Nigel Jones

Just how low can our political class sink?

(Photo: ITV)

Observe, this dark weekend, a contrast. On Whitehall, the centre of British government, the Royal Family and leaders of our political class gather to pay solemn tribute at the Cenotaph to those who gave their lives for their country in the two world wars and other conflicts since. In a year that has witnessed the death of our beloved longest reigning monarch and political turbulence involving the rapid turnover of three prime ministers, the annual ceremony is especially poignant and shows Britain at its best.

Meanwhile, on the other side of the world, in Australia’s Springbrook National Park, a party of ‘celebrities’ gathered to watch as Matt Hancock, the former Secretary of State for Health, and the man who presided over the government’s authoritarian response to the Covid pandemic, eagerly dived into a tunnel where liquid excrement was poured over his head on live television, followed by an assortment of what he called ‘creepy-crawlies’ including insects, maggots, and scorpions.

 In dim and distant days we may have disagreed with our politicians but at least we respected them. Today we merely snigger and sneer. 

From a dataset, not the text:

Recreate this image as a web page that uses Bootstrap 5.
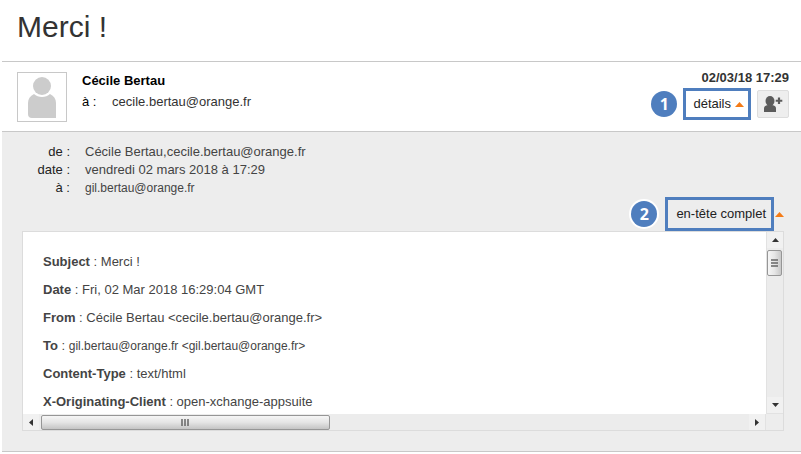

Later, after enjoying his bushtucker meal of a camel’s penis, a sheep’s vagina and a cow’s anus, Hancock was quizzed by his fellow contestants about the actions that led to the loss of his job last year when he was pictured passionately kissing his lover Gina Coladangelo after telling the nation to observe social distancing and keep well apart, and forbidding us to visit the sick and dying.

Challenged by former pop star Boy George and ITV presenter Charlene White about his hypocrisy when they had been unable to say farewell to elderly relatives dying of Covid, Hancock replied : ‘Yeah. Well, there you go…’ before lamely claiming that his Covid rules were merely ‘guidance’ and that he had broken no law. He then emotionally said that he had come on the show in search of ‘a bit of forgiveness’.

Back in Britain, another leading politician, Sir Gavin Williamson, resigned from the government ‘to clear his name’ after he was accused of bullying behaviour towards colleagues and civil servants. Williamson hotly denies the allegations, but this is his third resignation or dismissal from senior political posts for various reasons, and – to misquote Oscar Wilde – ‘ to lose one job, Mr Williamson, may be regarded as a misfortune, to lose three looks like carelessness’.

Let’s leave aside for a moment the total lack of self-awareness on Hancock’s part over how his actions may appear to others, and Williamson’s repeat offending which show him at the very least to be a nasty piece of work as well as invincibly stupid. We can also ignore Hancock’s probable motive for being willing to look a total prat – or if you prefer, ‘a good sport’ – in front of millions. He is being paid a reported £400,000 for his efforts down under, and with his political career already in the dunny, he took a clear-eyed decision to shed what little was left of his reputation and dignity, ignore his constituents and his job as an MP, not to find forgiveness but to pursue an alternative vocation for the reward of ready money. 

After all, Ed Balls and Michael Portillo had led the way in carving out lucrative TV careers after their political ambitions crashed and burned. Though tripping the light fandango on the Strictly dance floor, or chuffing round the world by rail is a good deal less humiliating and ridiculous than munching animal anuses or exposing yourself to mockery, hatred and contempt  – not to mention showers of shit – as Hancock is now doing.

No, without undue pomposity or falling into Hancockian hypocrisy ourselves, what is truly significant about the shaming of these two failed politicians is that they symbolise the sad moral decline of our ‘leaders’ as a political class. In the 20th century cabinet ministers resigned if they were caught committing adultery with showgirls or frolicking with Guardsmen in St James’ Park. They then – like Jack Profumo – spent the rest of their lives quietly doing penance for their sins with unpaid charity work, or, like Ian Harvey, campaigning for homosexual law reform. They did not go on TV to humiliate themselves for vast fees while bleating about forgiveness or vowing to clear their names.

Can anyone imagine for a moment Winston Churchill, Harold Macmillan – himself a heroic Guardsman wounded on the Somme – or Clem Attlee, one of the last men off the bloody beaches of Gallipoli, behaving like Hancock or Williamson? In those dim and distant days we may have disagreed with our politicians but at least we respected them. Today we merely snigger and sneer. 

This Remembrance weekend above all is a time to compare what we were with what we have become as a society and hang our own heads in shame. For most disturbing of all is the fact that we are the audience who lap up the sadism of I’m a Celebrity with such eager relish. So the fault does not entirely lie with the absurd and contemptible Hancock or the nasty and pathetic Williamson – it lies with ourselves.